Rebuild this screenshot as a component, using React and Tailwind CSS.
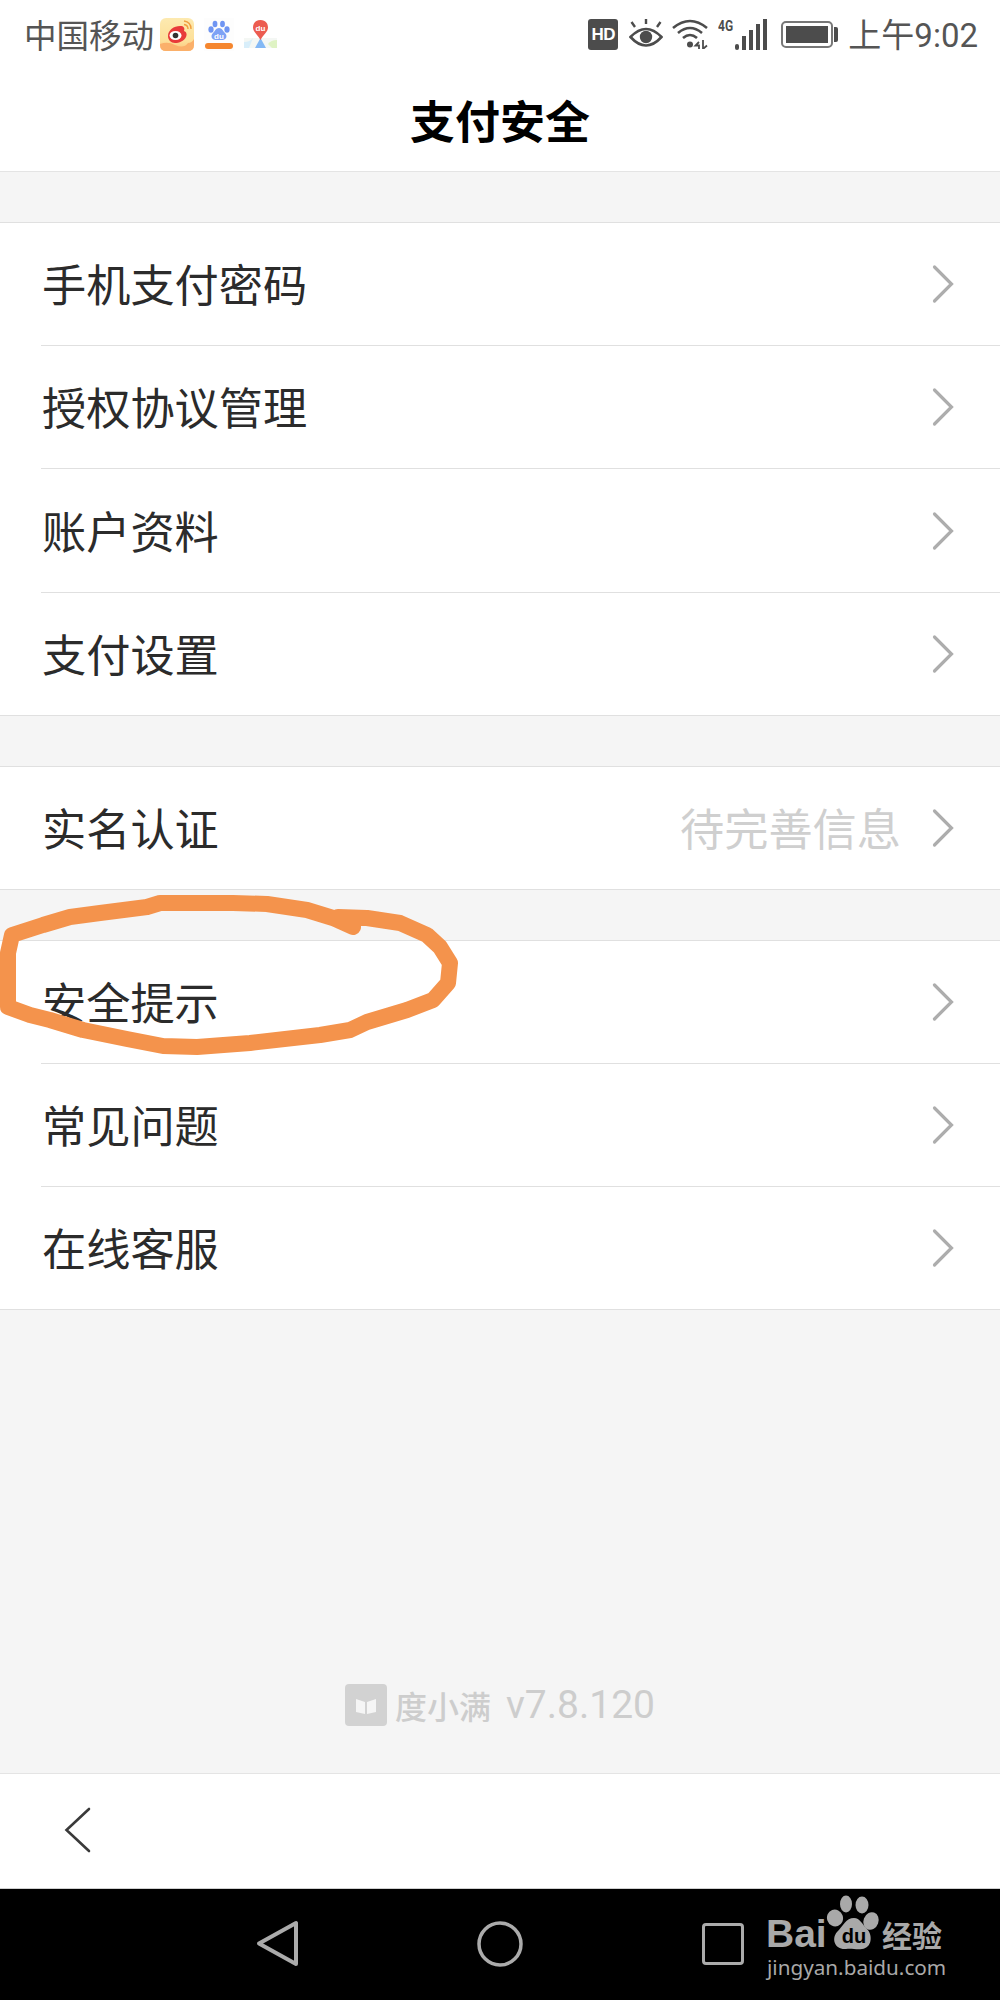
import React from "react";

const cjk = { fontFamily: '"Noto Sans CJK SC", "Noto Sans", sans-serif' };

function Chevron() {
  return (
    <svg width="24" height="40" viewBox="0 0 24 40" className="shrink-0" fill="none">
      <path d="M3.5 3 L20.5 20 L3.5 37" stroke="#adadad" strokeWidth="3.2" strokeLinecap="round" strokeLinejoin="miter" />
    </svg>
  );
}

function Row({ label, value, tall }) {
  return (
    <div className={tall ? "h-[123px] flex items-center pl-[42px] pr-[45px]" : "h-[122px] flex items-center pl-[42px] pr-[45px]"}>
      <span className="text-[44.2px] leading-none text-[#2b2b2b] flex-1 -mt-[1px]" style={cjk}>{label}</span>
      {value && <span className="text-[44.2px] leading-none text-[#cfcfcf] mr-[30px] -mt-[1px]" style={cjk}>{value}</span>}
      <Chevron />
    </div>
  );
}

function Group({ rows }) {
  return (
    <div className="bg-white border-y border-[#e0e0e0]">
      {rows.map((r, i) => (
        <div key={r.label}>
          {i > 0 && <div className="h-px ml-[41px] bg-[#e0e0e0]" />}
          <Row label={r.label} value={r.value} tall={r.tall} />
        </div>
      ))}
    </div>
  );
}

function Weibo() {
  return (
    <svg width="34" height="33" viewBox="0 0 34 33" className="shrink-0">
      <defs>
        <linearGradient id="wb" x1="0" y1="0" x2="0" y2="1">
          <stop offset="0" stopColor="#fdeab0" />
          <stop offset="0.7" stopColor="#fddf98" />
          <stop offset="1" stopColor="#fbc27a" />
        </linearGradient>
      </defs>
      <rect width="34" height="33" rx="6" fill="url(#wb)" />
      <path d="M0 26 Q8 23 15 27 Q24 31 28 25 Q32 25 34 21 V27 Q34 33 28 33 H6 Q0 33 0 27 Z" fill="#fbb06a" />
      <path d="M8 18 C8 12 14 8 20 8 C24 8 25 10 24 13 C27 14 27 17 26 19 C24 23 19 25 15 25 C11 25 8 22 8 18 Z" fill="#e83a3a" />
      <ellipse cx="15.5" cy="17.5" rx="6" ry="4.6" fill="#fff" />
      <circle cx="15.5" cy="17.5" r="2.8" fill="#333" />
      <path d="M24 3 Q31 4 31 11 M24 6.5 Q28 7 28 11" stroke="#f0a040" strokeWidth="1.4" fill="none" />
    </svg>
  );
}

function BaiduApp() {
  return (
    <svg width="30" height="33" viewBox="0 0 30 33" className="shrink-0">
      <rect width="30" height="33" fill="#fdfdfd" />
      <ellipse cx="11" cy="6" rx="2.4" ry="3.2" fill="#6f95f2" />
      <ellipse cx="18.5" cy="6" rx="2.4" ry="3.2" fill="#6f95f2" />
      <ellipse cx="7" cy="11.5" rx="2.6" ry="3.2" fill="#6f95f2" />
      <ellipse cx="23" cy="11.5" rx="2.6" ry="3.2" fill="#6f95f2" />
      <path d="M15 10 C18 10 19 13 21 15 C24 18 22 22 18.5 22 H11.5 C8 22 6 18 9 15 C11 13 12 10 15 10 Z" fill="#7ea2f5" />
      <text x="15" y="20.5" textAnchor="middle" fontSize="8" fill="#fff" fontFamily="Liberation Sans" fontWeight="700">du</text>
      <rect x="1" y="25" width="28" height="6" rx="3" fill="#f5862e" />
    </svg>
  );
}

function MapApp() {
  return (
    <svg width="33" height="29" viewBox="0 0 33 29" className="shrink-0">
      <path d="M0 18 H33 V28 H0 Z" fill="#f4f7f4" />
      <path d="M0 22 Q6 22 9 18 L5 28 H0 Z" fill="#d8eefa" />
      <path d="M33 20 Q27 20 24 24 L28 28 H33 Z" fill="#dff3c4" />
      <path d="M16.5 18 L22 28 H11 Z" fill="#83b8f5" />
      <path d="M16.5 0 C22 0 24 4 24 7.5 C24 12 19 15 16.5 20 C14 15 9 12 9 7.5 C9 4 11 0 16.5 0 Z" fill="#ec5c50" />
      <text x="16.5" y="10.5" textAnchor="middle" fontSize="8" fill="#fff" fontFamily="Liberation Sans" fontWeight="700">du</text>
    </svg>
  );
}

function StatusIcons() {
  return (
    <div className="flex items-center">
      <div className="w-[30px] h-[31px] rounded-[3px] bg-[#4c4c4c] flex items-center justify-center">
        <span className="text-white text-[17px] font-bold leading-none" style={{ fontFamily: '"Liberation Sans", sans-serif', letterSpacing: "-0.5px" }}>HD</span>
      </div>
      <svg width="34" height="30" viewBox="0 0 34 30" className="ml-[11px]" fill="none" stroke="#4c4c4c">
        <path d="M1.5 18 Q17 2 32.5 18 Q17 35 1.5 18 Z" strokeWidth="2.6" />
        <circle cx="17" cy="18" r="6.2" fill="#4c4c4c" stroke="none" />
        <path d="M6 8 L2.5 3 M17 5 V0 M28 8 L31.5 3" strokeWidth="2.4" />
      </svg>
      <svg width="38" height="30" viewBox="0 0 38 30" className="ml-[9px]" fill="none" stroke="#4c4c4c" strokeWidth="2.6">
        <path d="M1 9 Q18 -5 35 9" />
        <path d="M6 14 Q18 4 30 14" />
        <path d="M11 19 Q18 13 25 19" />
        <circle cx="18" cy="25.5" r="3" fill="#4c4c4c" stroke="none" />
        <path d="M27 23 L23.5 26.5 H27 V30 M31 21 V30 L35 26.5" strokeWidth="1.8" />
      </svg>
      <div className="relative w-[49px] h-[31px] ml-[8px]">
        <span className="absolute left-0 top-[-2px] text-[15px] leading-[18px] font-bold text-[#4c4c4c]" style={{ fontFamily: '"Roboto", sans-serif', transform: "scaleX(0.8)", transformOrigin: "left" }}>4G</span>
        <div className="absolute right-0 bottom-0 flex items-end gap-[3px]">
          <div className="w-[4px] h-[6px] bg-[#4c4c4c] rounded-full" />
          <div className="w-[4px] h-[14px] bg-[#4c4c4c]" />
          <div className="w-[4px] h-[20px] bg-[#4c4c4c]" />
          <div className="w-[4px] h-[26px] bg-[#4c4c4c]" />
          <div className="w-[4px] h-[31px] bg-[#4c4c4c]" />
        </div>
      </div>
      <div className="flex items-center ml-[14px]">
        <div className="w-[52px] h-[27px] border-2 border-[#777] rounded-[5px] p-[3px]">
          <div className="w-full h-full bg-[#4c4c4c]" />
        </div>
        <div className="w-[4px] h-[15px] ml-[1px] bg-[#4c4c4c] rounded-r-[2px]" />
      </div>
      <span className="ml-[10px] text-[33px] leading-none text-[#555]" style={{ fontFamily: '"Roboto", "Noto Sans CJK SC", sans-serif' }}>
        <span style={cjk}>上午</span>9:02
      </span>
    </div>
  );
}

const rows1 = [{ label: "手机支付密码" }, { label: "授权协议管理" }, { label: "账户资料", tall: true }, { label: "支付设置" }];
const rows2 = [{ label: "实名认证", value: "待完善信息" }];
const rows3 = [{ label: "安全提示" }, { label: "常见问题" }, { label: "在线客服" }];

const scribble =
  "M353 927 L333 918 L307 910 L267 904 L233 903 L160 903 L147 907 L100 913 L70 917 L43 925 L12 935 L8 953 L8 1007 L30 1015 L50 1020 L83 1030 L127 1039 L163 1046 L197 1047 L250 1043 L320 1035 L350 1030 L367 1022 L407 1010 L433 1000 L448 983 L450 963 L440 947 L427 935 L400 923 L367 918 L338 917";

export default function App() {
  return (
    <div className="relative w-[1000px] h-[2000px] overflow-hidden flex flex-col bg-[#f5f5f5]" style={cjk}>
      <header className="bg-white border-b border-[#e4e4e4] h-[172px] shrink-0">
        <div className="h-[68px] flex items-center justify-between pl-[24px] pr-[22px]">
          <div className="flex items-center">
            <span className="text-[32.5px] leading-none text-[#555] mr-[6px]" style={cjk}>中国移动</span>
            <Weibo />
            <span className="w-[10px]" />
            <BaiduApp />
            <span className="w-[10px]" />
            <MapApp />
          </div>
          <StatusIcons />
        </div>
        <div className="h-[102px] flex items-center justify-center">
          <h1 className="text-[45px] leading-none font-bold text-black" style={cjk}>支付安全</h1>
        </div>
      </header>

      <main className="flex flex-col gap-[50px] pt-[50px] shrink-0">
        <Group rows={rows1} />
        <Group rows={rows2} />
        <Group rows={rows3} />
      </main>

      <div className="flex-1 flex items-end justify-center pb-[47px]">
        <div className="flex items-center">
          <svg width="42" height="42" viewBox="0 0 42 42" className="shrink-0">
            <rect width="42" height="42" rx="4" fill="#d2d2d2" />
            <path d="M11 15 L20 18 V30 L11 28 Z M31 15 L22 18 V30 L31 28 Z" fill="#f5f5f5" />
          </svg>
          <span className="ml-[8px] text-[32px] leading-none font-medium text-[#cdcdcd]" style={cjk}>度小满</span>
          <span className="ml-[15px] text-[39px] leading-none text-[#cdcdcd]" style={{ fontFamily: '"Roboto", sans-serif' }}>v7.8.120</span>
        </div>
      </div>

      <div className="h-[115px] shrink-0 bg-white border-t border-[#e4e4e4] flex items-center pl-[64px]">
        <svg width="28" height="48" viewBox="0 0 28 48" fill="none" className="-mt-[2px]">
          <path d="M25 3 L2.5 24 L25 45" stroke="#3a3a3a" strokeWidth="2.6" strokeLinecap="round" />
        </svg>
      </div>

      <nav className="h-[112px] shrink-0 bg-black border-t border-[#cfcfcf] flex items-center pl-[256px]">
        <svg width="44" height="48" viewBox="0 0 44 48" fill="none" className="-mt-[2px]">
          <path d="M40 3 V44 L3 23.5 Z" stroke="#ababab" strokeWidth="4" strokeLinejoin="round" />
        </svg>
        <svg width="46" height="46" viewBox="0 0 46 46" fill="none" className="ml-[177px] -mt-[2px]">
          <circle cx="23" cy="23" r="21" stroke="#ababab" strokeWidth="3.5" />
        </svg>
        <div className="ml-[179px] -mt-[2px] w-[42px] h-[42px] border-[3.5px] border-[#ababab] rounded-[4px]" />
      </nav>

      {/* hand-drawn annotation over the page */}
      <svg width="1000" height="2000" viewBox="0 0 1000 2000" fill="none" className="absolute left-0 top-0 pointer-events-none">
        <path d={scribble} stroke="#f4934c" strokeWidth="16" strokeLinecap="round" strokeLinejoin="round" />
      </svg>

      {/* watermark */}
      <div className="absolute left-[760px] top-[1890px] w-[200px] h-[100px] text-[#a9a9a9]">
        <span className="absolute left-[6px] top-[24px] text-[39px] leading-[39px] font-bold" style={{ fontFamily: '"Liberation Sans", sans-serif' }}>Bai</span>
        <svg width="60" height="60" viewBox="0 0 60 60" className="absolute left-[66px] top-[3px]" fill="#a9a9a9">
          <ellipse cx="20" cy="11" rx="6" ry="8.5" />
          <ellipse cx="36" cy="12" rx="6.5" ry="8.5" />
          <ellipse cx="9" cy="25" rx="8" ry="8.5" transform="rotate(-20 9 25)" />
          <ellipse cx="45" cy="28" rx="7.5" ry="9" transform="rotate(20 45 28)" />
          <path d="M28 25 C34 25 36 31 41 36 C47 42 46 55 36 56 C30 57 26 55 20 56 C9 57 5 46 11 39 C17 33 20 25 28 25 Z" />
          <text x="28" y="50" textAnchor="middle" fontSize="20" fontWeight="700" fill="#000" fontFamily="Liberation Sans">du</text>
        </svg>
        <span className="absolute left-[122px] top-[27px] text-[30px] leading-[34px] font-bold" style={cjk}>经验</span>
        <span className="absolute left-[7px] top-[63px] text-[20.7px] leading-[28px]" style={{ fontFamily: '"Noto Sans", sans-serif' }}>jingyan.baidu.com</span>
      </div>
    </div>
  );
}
...
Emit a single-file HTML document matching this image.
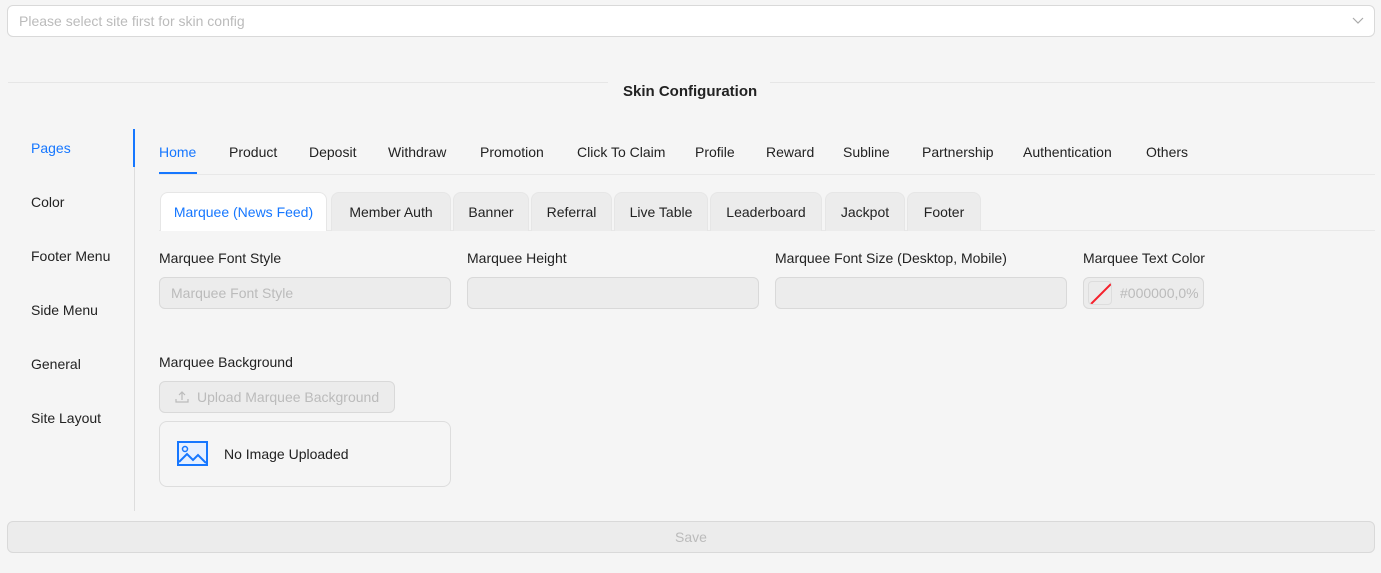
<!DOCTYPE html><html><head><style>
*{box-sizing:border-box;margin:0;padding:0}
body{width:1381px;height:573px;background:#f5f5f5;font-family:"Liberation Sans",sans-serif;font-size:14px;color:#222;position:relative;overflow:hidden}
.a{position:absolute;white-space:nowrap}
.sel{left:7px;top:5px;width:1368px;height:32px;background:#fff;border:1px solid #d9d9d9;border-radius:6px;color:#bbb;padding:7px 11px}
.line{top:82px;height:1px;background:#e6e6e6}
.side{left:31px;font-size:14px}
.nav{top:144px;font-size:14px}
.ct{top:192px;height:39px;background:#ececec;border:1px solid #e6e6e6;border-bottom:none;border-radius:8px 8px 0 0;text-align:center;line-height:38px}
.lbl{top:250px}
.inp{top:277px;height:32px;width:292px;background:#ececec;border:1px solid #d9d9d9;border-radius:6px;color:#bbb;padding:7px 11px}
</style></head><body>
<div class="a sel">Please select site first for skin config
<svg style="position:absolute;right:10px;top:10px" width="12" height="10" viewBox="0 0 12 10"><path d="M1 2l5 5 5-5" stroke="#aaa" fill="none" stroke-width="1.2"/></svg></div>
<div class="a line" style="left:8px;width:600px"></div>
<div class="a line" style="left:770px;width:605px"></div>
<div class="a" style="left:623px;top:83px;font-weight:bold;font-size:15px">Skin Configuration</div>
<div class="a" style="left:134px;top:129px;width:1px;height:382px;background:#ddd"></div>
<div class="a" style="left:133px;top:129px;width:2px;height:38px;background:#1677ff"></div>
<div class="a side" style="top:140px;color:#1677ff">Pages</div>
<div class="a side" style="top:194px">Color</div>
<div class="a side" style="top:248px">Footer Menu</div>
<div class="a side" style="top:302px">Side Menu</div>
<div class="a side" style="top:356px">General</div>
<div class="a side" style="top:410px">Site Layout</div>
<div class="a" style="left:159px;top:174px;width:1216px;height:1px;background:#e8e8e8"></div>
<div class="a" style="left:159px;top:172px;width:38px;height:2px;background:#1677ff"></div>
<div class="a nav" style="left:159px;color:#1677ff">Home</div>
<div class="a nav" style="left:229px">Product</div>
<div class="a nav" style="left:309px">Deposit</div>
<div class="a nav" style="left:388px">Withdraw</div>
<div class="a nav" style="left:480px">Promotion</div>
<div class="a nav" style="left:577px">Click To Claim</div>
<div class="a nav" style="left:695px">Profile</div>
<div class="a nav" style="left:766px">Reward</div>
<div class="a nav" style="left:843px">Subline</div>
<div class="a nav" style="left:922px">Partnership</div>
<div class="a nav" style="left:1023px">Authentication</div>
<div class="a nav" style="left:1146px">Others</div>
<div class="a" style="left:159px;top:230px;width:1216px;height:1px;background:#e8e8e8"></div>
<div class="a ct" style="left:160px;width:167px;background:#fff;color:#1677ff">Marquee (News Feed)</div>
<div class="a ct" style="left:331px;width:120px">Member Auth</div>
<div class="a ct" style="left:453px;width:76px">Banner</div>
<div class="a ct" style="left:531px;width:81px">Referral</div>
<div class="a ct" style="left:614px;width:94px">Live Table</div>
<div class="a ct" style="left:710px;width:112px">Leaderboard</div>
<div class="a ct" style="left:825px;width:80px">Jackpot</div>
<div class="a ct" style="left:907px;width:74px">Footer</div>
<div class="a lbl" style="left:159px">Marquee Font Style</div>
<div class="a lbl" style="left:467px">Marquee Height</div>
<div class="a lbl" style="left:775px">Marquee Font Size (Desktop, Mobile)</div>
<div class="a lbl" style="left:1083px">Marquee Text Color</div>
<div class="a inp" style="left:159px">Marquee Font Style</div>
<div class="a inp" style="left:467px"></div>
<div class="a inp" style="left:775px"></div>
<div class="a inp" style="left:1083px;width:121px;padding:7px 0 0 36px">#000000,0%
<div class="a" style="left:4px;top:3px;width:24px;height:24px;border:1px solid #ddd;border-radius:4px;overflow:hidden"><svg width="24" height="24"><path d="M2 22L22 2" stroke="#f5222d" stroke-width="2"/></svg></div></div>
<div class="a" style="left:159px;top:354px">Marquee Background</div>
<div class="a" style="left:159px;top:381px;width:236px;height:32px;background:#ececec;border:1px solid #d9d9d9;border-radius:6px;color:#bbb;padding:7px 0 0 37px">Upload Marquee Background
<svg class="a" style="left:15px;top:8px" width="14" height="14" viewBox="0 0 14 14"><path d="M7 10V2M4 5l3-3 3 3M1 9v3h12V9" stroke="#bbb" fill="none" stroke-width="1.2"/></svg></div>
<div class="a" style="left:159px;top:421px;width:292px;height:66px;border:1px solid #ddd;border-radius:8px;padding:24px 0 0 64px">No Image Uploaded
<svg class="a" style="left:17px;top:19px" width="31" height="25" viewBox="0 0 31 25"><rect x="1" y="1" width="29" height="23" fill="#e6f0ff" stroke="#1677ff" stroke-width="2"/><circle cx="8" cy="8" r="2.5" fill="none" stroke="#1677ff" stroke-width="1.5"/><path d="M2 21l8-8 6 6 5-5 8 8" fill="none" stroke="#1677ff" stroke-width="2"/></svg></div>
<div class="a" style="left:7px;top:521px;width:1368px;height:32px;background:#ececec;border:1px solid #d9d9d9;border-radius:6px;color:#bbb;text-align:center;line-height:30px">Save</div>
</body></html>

[Job]:
Locate the word "this" in the records and collect each line it appears in.

[Completed task]:
Rebuild this screenshot as a component, using React and Tailwind CSS.
Emit a single-file HTML document matching this image.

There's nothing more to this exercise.